D'où vient l'idée de cette réforme ? La fin du tourisme cannabique a été évoquée suite à la mise en place d'une commission consultative confiée au Pr. Wim B.H.J. van de Donk. Celui-ci a préconisé des ajustements dans la politique du pays en matière de drogue. Dès 2009, ses travaux montraient la nécessité "de préserver les jeunes". Il constatait notamment que les coffee shops et la consommation de drogues douces étaient devenus trop banalisés.

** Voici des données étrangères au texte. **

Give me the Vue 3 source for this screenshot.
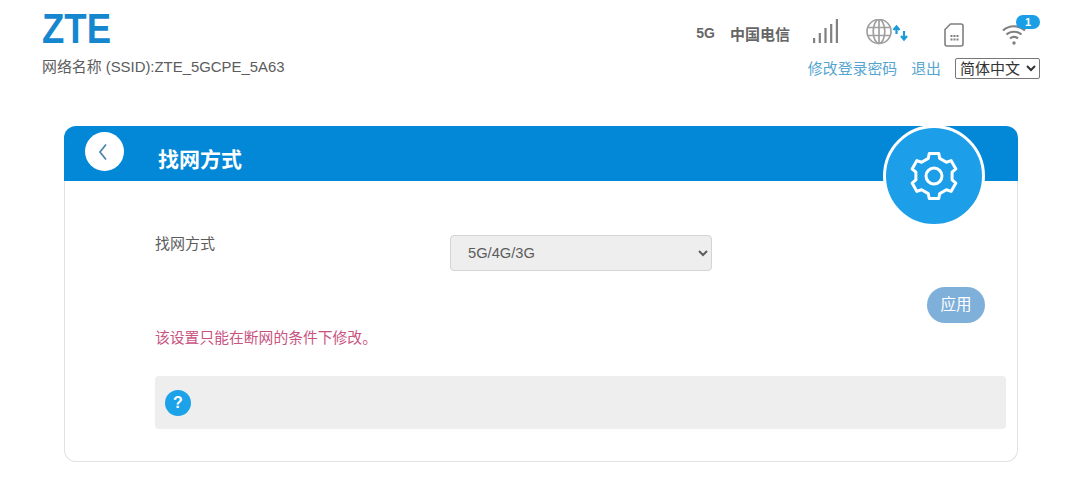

Qu'en dit la justice ? Depuis que le dossier est sur la table, les recours se sont multipliés devant l'Europe et le Conseil d'Etat. Dernier fait en date : le tribunal de La Haye a rejeté vendredi  une demande en référé introduite par les propriétaires de 19 coffee shops qui refusaient l'introduction de la "carte cannabis". Mais le tribunal a estimé que les obligations internationales des Pays-Bas, dont la lutte contre le trafic de drogues et les problèmes "internationaux" causés par le tourisme de la drogue étaient plus importants que les "objections locales".

joint 930

© Reuters

Qu'en pensent les propriétaires de cafés ? Cette réforme n'est pas du goût de tous les patrons de coffee shops qui réalisent une partie de leur chiffre d'affaire grâce au tourisme cannabique. "Il s'agit d'un jugement politique", affirme un des avocats des propriétaires des coffee shops, Maurice Veldman, ajoutant que ce jugement donnait "le feu vert aux autorités pour discriminer les étrangers". "Il n'y a pas de tourisme de la drogue à Amsterdam donc pourquoi devrions-nous y discriminer les étrangers ?", s'est-il interrogé. Ces 19 patrons ont déjà prévu de faire appel de cette décision.

Quelle est la réaction des consommateurs ? Les Pays-Bas étaient jusque-là le paradis du million et demi de Français qui viennent consommer du cannabis chaque année. Cette décision irrite les "amateurs". Il y a quinze jours, 500 Néerlandais, Français, Belges et Allemands se sont réunis vendredi devant un théâtre du centre d'Amsterdam, pour protester. Ils ont tous allumé un "joint" qu'ils ont ensuite brandi vers le ciel, aux côtés de leurs pancartes.